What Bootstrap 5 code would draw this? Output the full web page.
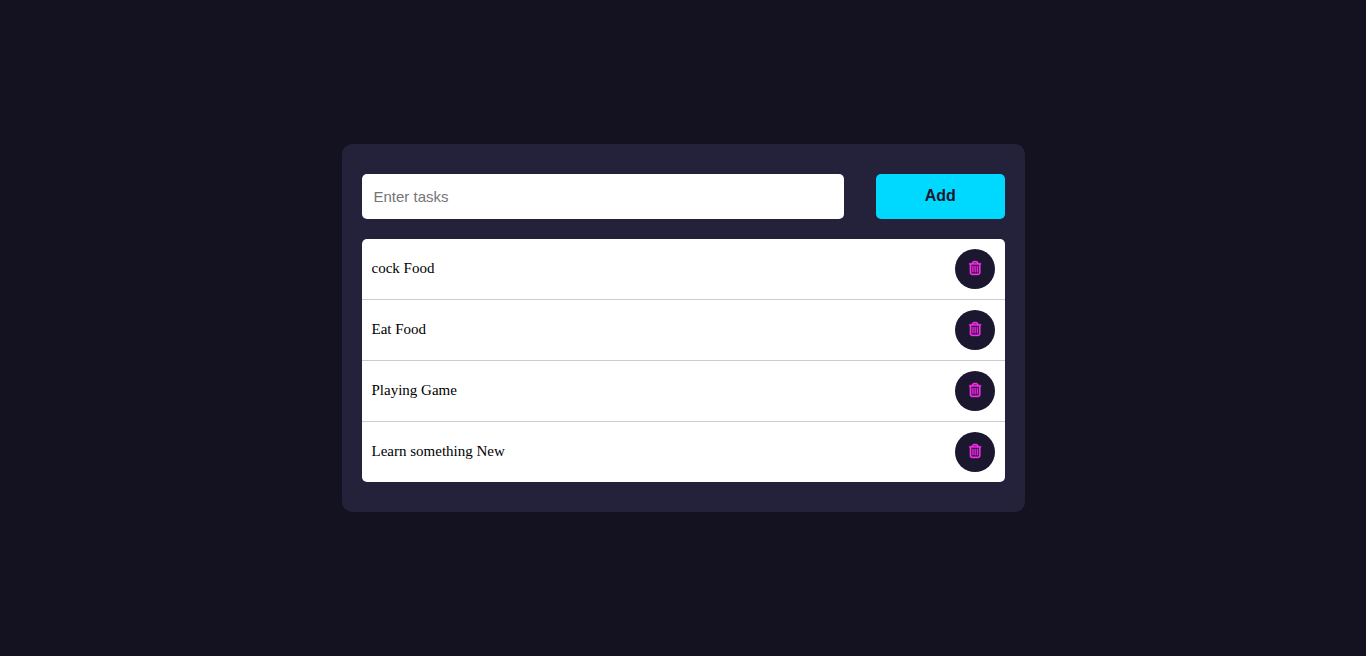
<!DOCTYPE html>
<html lang="en">
<head>
<meta charset="utf-8">
<title>Tasks</title>
<link rel="stylesheet" href="https://cdn.jsdelivr.net/npm/bootstrap@5.3.0/dist/css/bootstrap.min.css">
<style>
body { background: #141120; font-family: "Liberation Serif", serif; }
.todo-panel { width: 50%; background: #24213b; border-radius: 10px; padding: 30px 20px; }
.todo-form { margin-bottom: 20px; }
.todo-input.form-control { width: 75%; height: 45px; padding: 10px 12px; border: 0; border-radius: 5px; font-family: "Liberation Sans", sans-serif; font-size: 15px; color: #000; }
.todo-input.form-control::placeholder { color: #757575; opacity: 1; }
.todo-add.btn { width: 20%; height: 45px; padding: 0 0 2px; border: 0; border-radius: 5px; background: #00d9ff; color: #1a172e; font-family: "Liberation Sans", sans-serif; font-size: 16px; font-weight: 700; }
.todo-list { border-radius: 5px; }
.todo-list .list-group-item { padding: 10px; border-width: 0 0 1px; border-color: #ccc; color: #000; font-size: 15px; line-height: 18px; }
.todo-list .list-group-item:last-child { border-bottom-width: 0; }
.todo-del.btn { width: 40px; height: 40px; padding: 0 0 1px 1px; border: 0; border-radius: 50%; background: #1a172e; }
.todo-del svg { display: block; width: 12.25px; height: 14px; fill: #ff2df0; stroke: #ff2df0; stroke-width: 14; overflow: visible; margin-bottom: 2px; }
.todo-label { margin-top: -2px; }
</style>
</head>
<body>
<main class="min-vh-100 d-flex align-items-center justify-content-center">
  <div class="todo-panel">
    <form class="d-flex justify-content-between todo-form">
      <input class="form-control todo-input" type="text" placeholder="Enter tasks">
      <button class="btn todo-add" type="button">Add</button>
    </form>
    <ul class="list-group todo-list">
      <li class="list-group-item d-flex justify-content-between align-items-center"><span class="todo-label">cock Food</span>
        <button class="btn todo-del d-flex align-items-center justify-content-center" type="button" aria-label="Delete"><svg viewBox="0 0 448 512"><path d="M170.5 51.6L151.5 80h145l-19-28.4c-1.5-2.2-4-3.6-6.7-3.6H177.1c-2.7 0-5.2 1.3-6.7 3.6zm147-26.6L354.2 80H368h48 8c13.3 0 24 10.7 24 24s-10.7 24-24 24h-8V432c0 44.2-35.8 80-80 80H112c-44.2 0-80-35.8-80-80V128H24c-13.3 0-24-10.7-24-24S10.7 80 24 80h8H80 93.8l36.7-55.1C140.9 9.4 158.4 0 177.1 0h93.7c18.7 0 36.2 9.4 46.6 24.9zM80 128V432c0 17.7 14.3 32 32 32H336c17.7 0 32-14.3 32-32V128H80zm80 64V400c0 8.8-7.2 16-16 16s-16-7.2-16-16V192c0-8.8 7.2-16 16-16s16 7.2 16 16zm80 0V400c0 8.8-7.2 16-16 16s-16-7.2-16-16V192c0-8.8 7.2-16 16-16s16 7.2 16 16zm80 0V400c0 8.8-7.2 16-16 16s-16-7.2-16-16V192c0-8.8 7.2-16 16-16s16 7.2 16 16z"/></svg></button></li>
      <li class="list-group-item d-flex justify-content-between align-items-center"><span class="todo-label">Eat Food</span>
        <button class="btn todo-del d-flex align-items-center justify-content-center" type="button" aria-label="Delete"><svg viewBox="0 0 448 512"><path d="M170.5 51.6L151.5 80h145l-19-28.4c-1.5-2.2-4-3.6-6.7-3.6H177.1c-2.7 0-5.2 1.3-6.7 3.6zm147-26.6L354.2 80H368h48 8c13.3 0 24 10.7 24 24s-10.7 24-24 24h-8V432c0 44.2-35.8 80-80 80H112c-44.2 0-80-35.8-80-80V128H24c-13.3 0-24-10.7-24-24S10.7 80 24 80h8H80 93.8l36.7-55.1C140.9 9.4 158.4 0 177.1 0h93.7c18.7 0 36.2 9.4 46.6 24.9zM80 128V432c0 17.7 14.3 32 32 32H336c17.7 0 32-14.3 32-32V128H80zm80 64V400c0 8.8-7.2 16-16 16s-16-7.2-16-16V192c0-8.8 7.2-16 16-16s16 7.2 16 16zm80 0V400c0 8.8-7.2 16-16 16s-16-7.2-16-16V192c0-8.8 7.2-16 16-16s16 7.2 16 16zm80 0V400c0 8.8-7.2 16-16 16s-16-7.2-16-16V192c0-8.8 7.2-16 16-16s16 7.2 16 16z"/></svg></button></li>
      <li class="list-group-item d-flex justify-content-between align-items-center"><span class="todo-label">Playing Game</span>
        <button class="btn todo-del d-flex align-items-center justify-content-center" type="button" aria-label="Delete"><svg viewBox="0 0 448 512"><path d="M170.5 51.6L151.5 80h145l-19-28.4c-1.5-2.2-4-3.6-6.7-3.6H177.1c-2.7 0-5.2 1.3-6.7 3.6zm147-26.6L354.2 80H368h48 8c13.3 0 24 10.7 24 24s-10.7 24-24 24h-8V432c0 44.2-35.8 80-80 80H112c-44.2 0-80-35.8-80-80V128H24c-13.3 0-24-10.7-24-24S10.7 80 24 80h8H80 93.8l36.7-55.1C140.9 9.4 158.4 0 177.1 0h93.7c18.7 0 36.2 9.4 46.6 24.9zM80 128V432c0 17.7 14.3 32 32 32H336c17.7 0 32-14.3 32-32V128H80zm80 64V400c0 8.8-7.2 16-16 16s-16-7.2-16-16V192c0-8.8 7.2-16 16-16s16 7.2 16 16zm80 0V400c0 8.8-7.2 16-16 16s-16-7.2-16-16V192c0-8.8 7.2-16 16-16s16 7.2 16 16zm80 0V400c0 8.8-7.2 16-16 16s-16-7.2-16-16V192c0-8.8 7.2-16 16-16s16 7.2 16 16z"/></svg></button></li>
      <li class="list-group-item d-flex justify-content-between align-items-center"><span class="todo-label">Learn something New</span>
        <button class="btn todo-del d-flex align-items-center justify-content-center" type="button" aria-label="Delete"><svg viewBox="0 0 448 512"><path d="M170.5 51.6L151.5 80h145l-19-28.4c-1.5-2.2-4-3.6-6.7-3.6H177.1c-2.7 0-5.2 1.3-6.7 3.6zm147-26.6L354.2 80H368h48 8c13.3 0 24 10.7 24 24s-10.7 24-24 24h-8V432c0 44.2-35.8 80-80 80H112c-44.2 0-80-35.8-80-80V128H24c-13.3 0-24-10.7-24-24S10.7 80 24 80h8H80 93.8l36.7-55.1C140.9 9.4 158.4 0 177.1 0h93.7c18.7 0 36.2 9.4 46.6 24.9zM80 128V432c0 17.7 14.3 32 32 32H336c17.7 0 32-14.3 32-32V128H80zm80 64V400c0 8.8-7.2 16-16 16s-16-7.2-16-16V192c0-8.8 7.2-16 16-16s16 7.2 16 16zm80 0V400c0 8.8-7.2 16-16 16s-16-7.2-16-16V192c0-8.8 7.2-16 16-16s16 7.2 16 16zm80 0V400c0 8.8-7.2 16-16 16s-16-7.2-16-16V192c0-8.8 7.2-16 16-16s16 7.2 16 16z"/></svg></button></li>
    </ul>
  </div>
</main>
<script src="https://cdn.jsdelivr.net/npm/bootstrap@5.3.0/dist/js/bootstrap.bundle.min.js"></script>
</body>
</html>
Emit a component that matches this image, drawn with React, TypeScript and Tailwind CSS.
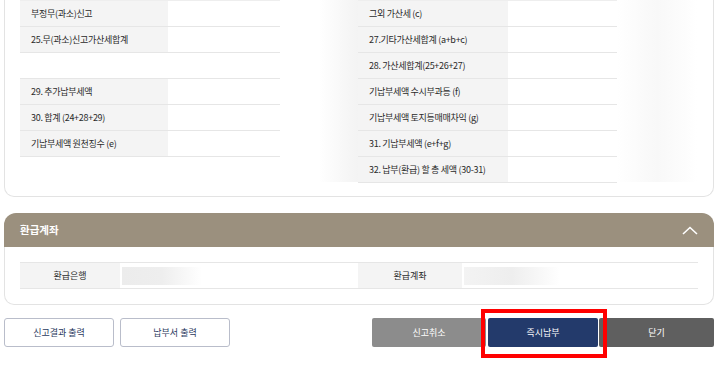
import React from "react";

const leftRows: (string | null)[] = [
  "부정무(과소)신고",
  "25.무(과소)신고가산세합계",
  null,
  "29. 추가납부세액",
  "30. 합계 (24+28+29)",
  "기납부세액 원천징수 (e)",
];

const rightRows: string[] = [
  "그외 가산세 (c)",
  "27.기타가산세합계 (a+b+c)",
  "28. 가산세합계(25+26+27)",
  "기납부세액 수시부과등 (f)",
  "기납부세액 토지등매매차익 (g)",
  "31. 기납부세액 (e+f+g)",
  "32. 납부(환급) 할 총 세액 (30-31)",
];

function Row({ label, labelW, valueW }: { label: string | null; labelW: string; valueW: string }) {
  if (label === null) {
    return <div className="h-[26px] border-b border-[#e6e6e6]" />;
  }
  return (
    <div className="flex h-[26px] border-b border-[#e6e6e6]">
      <div className={`${labelW} bg-[#f4f4f4] flex items-center pl-[11px] text-[9px] tracking-[-0.3px] text-[#2a2a2a]`}>
        {label}
      </div>
      <div className={`${valueW} bg-white`} />
    </div>
  );
}

export default function App() {
  return (
    <div
      className="relative w-[720px] h-[372px] bg-white overflow-hidden"
      style={{ fontFamily: '"Noto Sans CJK KR", "Noto Sans", sans-serif' }}
    >
      {/* 세액 계산 카드 */}
      <div className="ml-[4px] w-[710px] h-[197px] border border-t-0 border-[#e3e3e3] rounded-b-[10px] pl-[15px] flex">
        <div className="w-[260px] flex flex-col border-t border-[#eeeeee]">
          {leftRows.map((r, i) => (
            <Row key={i} label={r} labelW="w-[148px]" valueW="w-[112px]" />
          ))}
        </div>
        <div className="w-[78px] h-[182px] bg-linear-to-r from-white via-white to-[#f3f3f3]" />
        <div className="w-[259px] flex flex-col border-t border-[#eeeeee]">
          {rightRows.map((r, i) => (
            <Row key={i} label={r} labelW="w-[150px]" valueW="w-[109px]" />
          ))}
        </div>
        <div className="w-[80px] h-[182px] bg-linear-to-r from-white via-[#f8f8f8] to-white" />
      </div>

      {/* 환급계좌 */}
      <div className="mt-[16px] ml-[4px] w-[710px]">
        <div className="h-[34px] bg-[#9b907e] rounded-t-[12px] flex items-center justify-between pl-[16px] pr-[16px]">
          <span className="text-white text-[10.5px] font-bold">환급계좌</span>
          <svg width="16" height="9" viewBox="0 0 16 9" fill="none">
            <path d="M1 8L8 1.5L15 8" stroke="white" strokeWidth="1.6" />
          </svg>
        </div>
        <div className="h-[58px] border border-t-0 border-[#e3e3e3] rounded-b-[10px] pt-[15px] pl-[15px]">
          <div className="w-[678px] h-[27px] flex border-y border-[#e6e6e6] text-[9px] text-[#2a2a2a]">
            <div className="w-[100px] bg-[#f4f4f4] flex items-center justify-center">환급은행</div>
            <div className="w-[238px] flex items-center pl-[2px]">
              <div className="w-[80px] h-[18px] bg-linear-to-r from-[#ececec] via-[#eeeeee] to-white" />
            </div>
            <div className="w-[104px] bg-[#f4f4f4] flex items-center justify-center">환급계좌</div>
            <div className="w-[236px] flex items-center pl-[2px]">
              <div className="w-[96px] h-[18px] bg-linear-to-r from-[#f3f3f3] via-[#eeeeee] to-white" />
            </div>
          </div>
        </div>
      </div>

      {/* 버튼 */}
      <div className="mt-[13px] flex h-[29px]">
        <button className="ml-[4px] w-[110px] border border-[#b9bdca] rounded-[3px] bg-white text-[9px] text-[#2a3a5e]">
          신고결과 출력
        </button>
        <button className="ml-[6px] w-[110px] border border-[#b9bdca] rounded-[3px] bg-white text-[9px] text-[#2a3a5e]">
          납부서 출력
        </button>
        <button className="ml-[142px] w-[114px] rounded-[2px] bg-[#8c8c8c] text-[9px] text-white">신고취소</button>
        <button className="ml-[2px] w-[110px] rounded-[2px] bg-[#233a6b] text-[9px] text-white">즉시납부</button>
        <button className="ml-[1px] w-[115px] rounded-[2px] bg-[#5f5f5f] text-[9px] text-white">닫기</button>
      </div>

      {/* 강조 표시 */}
      <div className="absolute left-[481px] top-[309px] w-[126px] h-[49px] border-4 border-[#ff0000]" />
    </div>
  );
}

——

● **TASK INSTRUCTIONS**
Find the string "this" in the listing and return every line that holds it.

● **COMPLETED TASK**
What Bootstrap 5 code would draw this? Output the full web page.
Emit a component that matches this image, drawn with React, TypeScript and Tailwind CSS.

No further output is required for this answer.